Ms. Throne-Holst is a registered Independence Party member and, as expected, got her party’s nomination to go with her endorsement by the town Democrats. Ms. Kabot has the Republican Party line, but the failure of the Conservatives to back her up puts her at a disadvantage. In 2009, Ms. Throne-Holst unseated Ms. Kabot by some 1,900 votes, more than 1,100 of them coming from the Independence Party line.
And while the Conservative Party has largely been a supporter of Republican candidates throughout most recent political history, it has not supported Ms. Kabot since she ran for Town Board in 2005. In 2007, when she mounted a Republican Party primary election against former Supervisor Patrick Heaney, who was running for his last eligible term as supervisor, and ousted him from the party line, the Conservatives put him on the ballot on their line.
In 2009, her first reelection campaign, the party offered no supervisor endorsement, despite endorsing Ms. Kabot’s Republican running mates, Town Councilmen Chris Nuzzi and Jim Malone, who both won their races with close to 1,000 votes on the Conservative line.
Mr. Malone, who is not seeking reelection to a second term this year, is the town’s Conservative Party leader. He said the decision not to endorse a supervisor candidate this election isn’t set in stone, explaining that there is still time before the July deadline for candidates to submit ballot petitions. The Conservative Party’s relatively small registration numbers means a late-comer could gather the requisite signatures in just a couple of days.
For the Town Board race, the Independence Party executive committee and Suffolk County Chairman Frank McKay endorsed another of their own, Brad Bender, who has been cross-endorsed by Democrats, and current Deputy Supervisor Frank Zappone, a Democrat, for the second Town Board seat on the ballot. The Conservatives, meanwhile, endorsed Republican candidates Jeff Mansfield and Stan Glinka, both political newcomers.
The Independence Party also endorsed Suffolk County Legislator Jay Schneiderman, a registered party member, who is being challenged by Mr. Nuzzi for this seat on the legislature. Mr. Nuzzi, who cannot seek reelection to the Town Board due to term limits, received the Conservative Party’s endorsement.

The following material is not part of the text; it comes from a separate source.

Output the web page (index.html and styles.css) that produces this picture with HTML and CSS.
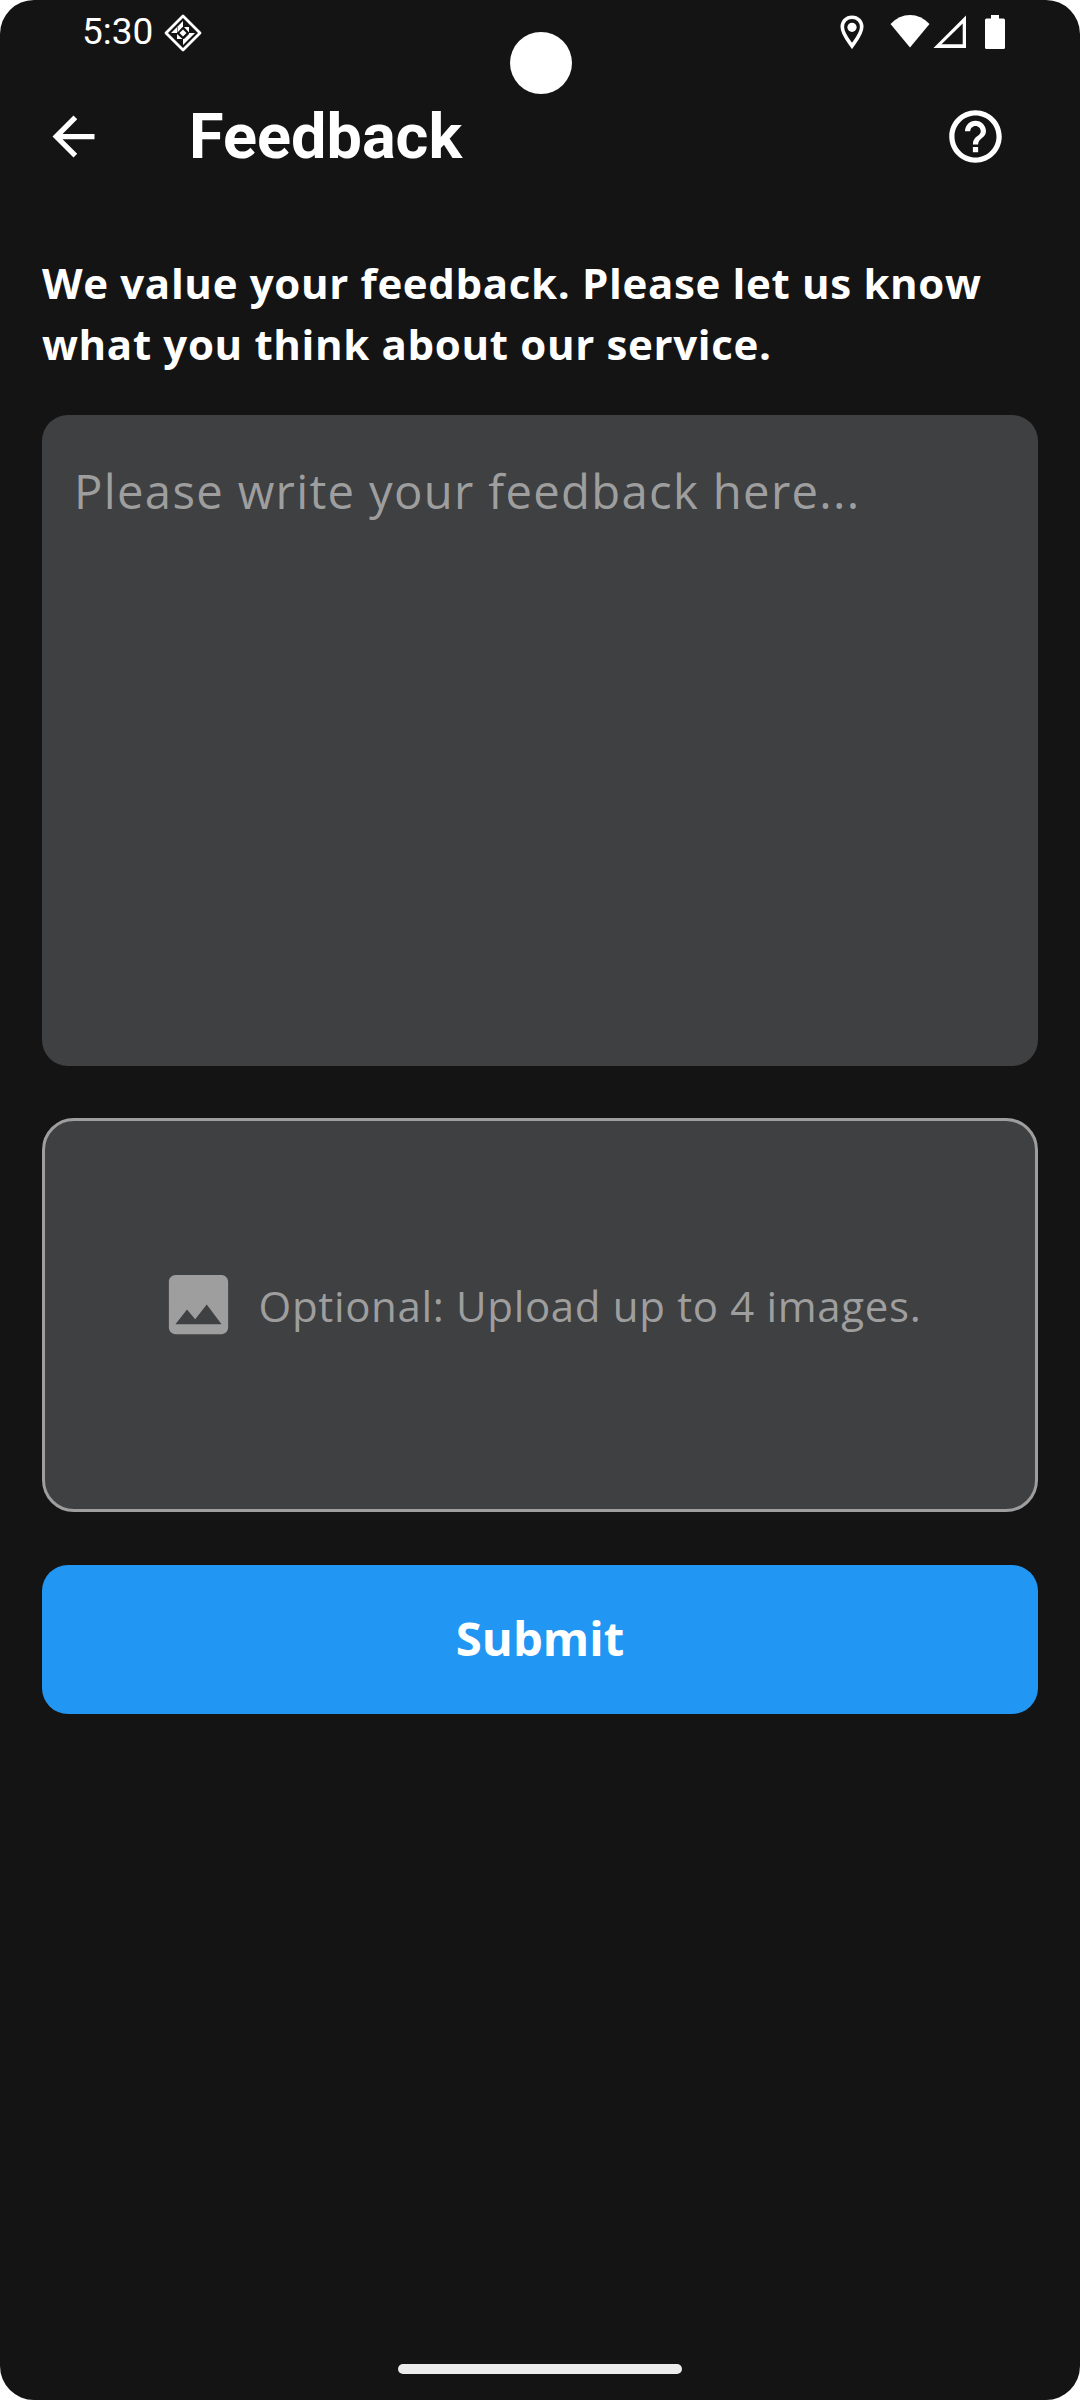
FILE: index.html
```html
<!DOCTYPE html>
<html lang="en">
<head>
<meta charset="utf-8">
<title>Feedback</title>
<link rel="stylesheet" href="styles.css">
</head>
<body>
<div class="screen">
  <header class="status-bar">
    <span class="clock">5:30</span>
    <svg class="debug-icon" viewBox="0 0 38 38" width="38" height="38">
      <path d="M19 2 36 19 19 36 2 19Z" fill="none" stroke="#fff" stroke-width="2.800" stroke-linejoin="round"/>
      <g fill="#fff">
        <path d="M19 7v6h-6ZM13 13v6H7ZM25 19h6l-6 6ZM19 25h6l-6 6Z"/>
        <path d="M13.500 13h5l-5 5.500ZM20 13h5v5.500ZM13 20v5h5.500ZM25 20v5h-5Z"/>
        <path d="M19 15.500l3.500 3.500-3.500 3.500-3.500-3.500Z"/>
      </g>
    </svg>
    <div class="system-icons">
      <svg class="pin-icon" viewBox="0 0 24 34" width="24" height="34">
        <path d="M12 2.200C6.200 2.200 2.300 6.500 2.300 12 2.300 18.500 7.500 24.500 12 31 16.500 24.500 21.700 18.500 21.700 12 21.700 6.500 17.800 2.200 12 2.200Z" fill="none" stroke="#fff" stroke-width="3.600"/>
        <circle cx="12" cy="12.300" r="4.600" fill="#fff"/>
      </svg>
      <svg class="wifi-icon" viewBox="0 0 40 34" width="40" height="34">
        <path d="M.5 9Q9 0 20 0T39.500 9L20 32.500Z" fill="#fff"/>
      </svg>
      <svg class="signal-icon" viewBox="0 0 34 34" width="34" height="34">
        <path d="M33 .5V33H.5ZM29.700 8.500 8.500 29.300H29.700Z" fill="#fff" fill-rule="evenodd"/>
      </svg>
      <svg class="battery-icon" viewBox="0 0 20 34" width="20" height="34">
        <path d="M6 0h8v3.500h4.500Q20 3.500 20 5v27.500q0 1.500-1.500 1.500h-17Q0 34 0 32.500V5q0-1.500 1.500-1.500H6Z" fill="#fff"/>
      </svg>
    </div>
  </header>
  <div class="camera"></div>

  <nav class="app-bar">
    <svg class="app-icon" viewBox="0 0 24 24"><path fill="#fff" d="M20 11H7.830l5.590-5.590L12 4l-8 8 8 8 1.410-1.410L7.830 13H20v-2z"/></svg>
    <h1 class="title">Feedback</h1>
    <svg class="app-icon" viewBox="0 0 24 24"><path fill="#fff" d="M11 18h2v-2h-2v2zm1-16C6.480 2 2 6.480 2 12s4.480 10 10 10 10-4.480 10-10S17.520 2 12 2zm0 18c-4.410 0-8-3.590-8-8s3.590-8 8-8 8 3.590 8 8-3.590 8-8 8zm0-14c-2.210 0-4 1.790-4 4h2c0-1.100.9-2 2-2s2 .9 2 2c0 2-3 1.750-3 5h2c0-2.250 3-2.500 3-5 0-2.210-1.790-4-4-4z"/></svg>
  </nav>

  <main class="content">
    <p class="intro">We value your feedback. Please let us know<br>what you think about our service.</p>
    <div class="feedback-field">Please write your feedback here...</div>
    <div class="upload">
      <svg class="image-icon" viewBox="0 0 24 24"><path fill="#9e9e9e" d="M21 19V5c0-1.100-.9-2-2-2H5c-1.100 0-2 .9-2 2v14c0 1.100.9 2 2 2h14c1.100 0 2-.9 2-2zM8.500 13.500l2.500 3.010L14.500 12l4.500 6H5l3.500-4.500z"/></svg>
      <span class="upload-label">Optional: Upload up to 4 images.</span>
    </div>
    <button class="submit" type="button">Submit</button>
  </main>
  <div class="home-bar"></div>
</div>
</body>
</html>
```
FILE: styles.css
```css
* { box-sizing: border-box; }

body {
  margin: 0;
  background: #fff;
}

.screen {
  position: relative;
  display: flex;
  flex-direction: column;
  width: 1080px;
  height: 2400px;
  border-radius: 34px;
  background: #141414;
  color: #fff;
  font-family: "Open Sans", "Noto Sans", sans-serif;
  overflow: hidden;
}

.status-bar {
  display: flex;
  align-items: flex-start;
  height: 74px;
  padding: 14px 75px 0 82px;
}

.clock {
  width: 82px;
  font: 400 37px/36px Roboto, sans-serif;
}

.system-icons {
  display: flex;
  margin: 1px 0 0 auto;
}

.wifi-icon { margin-left: 26px; }
.signal-icon { margin-left: 3px; }
.battery-icon { margin-left: 18px; }

.camera {
  position: absolute;
  top: 31.5px;
  left: 509.5px;
  width: 62px;
  height: 62px;
  border-radius: 50%;
  background: #fff;
}

.app-bar {
  display: flex;
  align-items: center;
  height: 125px;
  padding: 0 73px 0 42px;
}

.app-icon {
  width: 63px;
  height: 63px;
}

.title {
  flex: 1;
  margin: 0 0 0 84px;
  font: 700 63px/74px Roboto, sans-serif;
}

.content {
  display: flex;
  flex-direction: column;
  padding: 53px 42px 0;
}

.intro {
  margin: 0 0 41px;
  font-size: 42px;
  line-height: 61px;
  font-weight: 700;
  letter-spacing: .66px;
}

.feedback-field {
  height: 651px;
  padding: 44px 32px;
  border-radius: 26px;
  background: #3f4042;
  color: #9e9e9e;
  font-size: 47.25px;
  line-height: 64px;
  letter-spacing: 1.31px;
}

.upload {
  display: flex;
  align-items: center;
  justify-content: center;
  gap: 21px;
  height: 394px;
  margin-top: 52px;
  padding-bottom: 22px;
  border: 3px solid #9e9e9e;
  border-radius: 32px;
  background: #3f4042;
  color: #9e9e9e;
}

.image-icon {
  width: 79px;
  height: 79px;
}

.upload-label {
  padding-top: 3px;
  font-size: 42px;
  line-height: 58px;
  letter-spacing: .66px;
}

.submit {
  height: 149px;
  margin-top: 53px;
  padding: 0 0 3px;
  border: 0;
  border-radius: 26px;
  background: #2196f3;
  color: #fff;
  font: 700 47.25px/64px "Open Sans", "Noto Sans", sans-serif;
}

.home-bar {
  width: 284px;
  height: 10px;
  margin: auto auto 26px;
  border-radius: 5px;
  background: #ececec;
}
```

Town Clerk Sundy Schermeyer, who is a Republican but unchallenged in her reelection bid, received nominations from both the Independence and Conservative parties. Town Highway Superintendent Alex Gregor, who is a registered Independence Party member and cross-endorsed by the Democrats, also secured his party’s nomination, while his challenger, David Betts, got the Conservative nod.

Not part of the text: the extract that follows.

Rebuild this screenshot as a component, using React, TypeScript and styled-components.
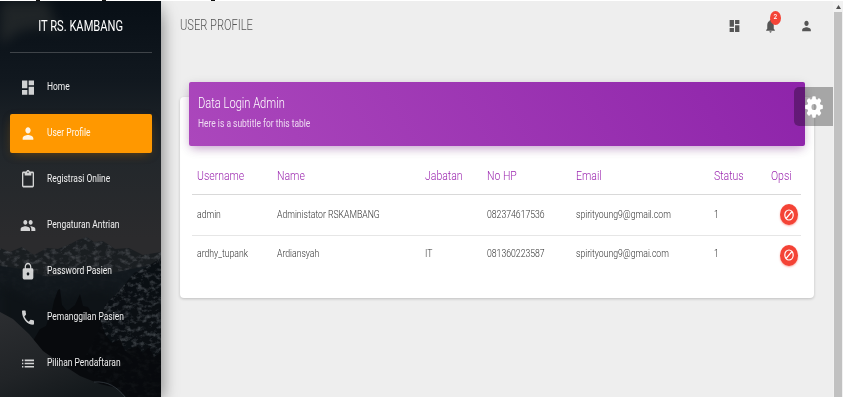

Perhaps the races most stirred by the smaller party nominations are those for the five open seats on the Southampton Town Board of Trustees, where a few hundred votes typically separate those who earn a seat and those who do not.
The Independence Party endorsed just four candidates for the five Trustees seats on the ballot, passing over two longtime incumbents: Ed Warner Jr., a Republican, and Fred Havemeyer, a Democrat. The party endorsed two incumbent Trustees—Bill Pell, a registered Independence Party member, and Eric Shultz, a Democrat. Democratic candidate Howard Pickerell and Republican candidate Scott Horowitz secured the Independence Party’s other nominations.
Southampton Town Independence Party Chairman Fred W. Thiele Jr., who is also a state assemblyman, said the party’s five-member executive committee—made up of the party’s four elected office-holders and Tom Schiavoni—could not reach a consensus on whom to endorse for the fifth Town Trustees seat and chose to put off the decision. He said the party could make that endorsement at a later date.
“There’s still discussions going on, so we may still fill that fifth Trustees slot,” said Mr. Thiele, who took over as the local Independence Party chairman earlier this spring. “Until we’re able to build a larger committee, which is something I want to do, we decided to do it in a consensus fashion.”
Mr. Pell, Mr. Shultz and Mr. Horowitz also received the Conservative Party endorsements, as did Mr. Warner and Republican candidate Cornelius Kelly.
Mr. Havemeyer declined to comment on the Independence Party’s decision not to offer him its nomination as it had in 2011. Mr. Warner, who was endorsed by both the Independence and Conservative parties in 2007, 2009 and 2011, said he was surprised at the decision of Independence Party members to shun two incumbents. He said he felt the decision was not personal but a product of political machinations that he pays little attention.
“I don’t understand how the politics work,” Mr. Warner said. “When I’m elected, I got to Town Hall, and I serve the people and I try to do a good job ... and, hopefully, the people reelect me.”
The Independence Party, meanwhile, plans to actively campaign for its candidates over the next four months, showing that its influence extends beyond simply endorsing one candidate over another.
“We’re going to run a campaign for our candidates,” said Mr. Thiele, who served two terms as town supervisor in the early 1990s after forming his own third party, the Southampton Party, to counter the major parties in local politics. “It’s not going to be one of those things where we give them endorsements and then let the major parties dictate their campaign. We’re going to be aggressive.”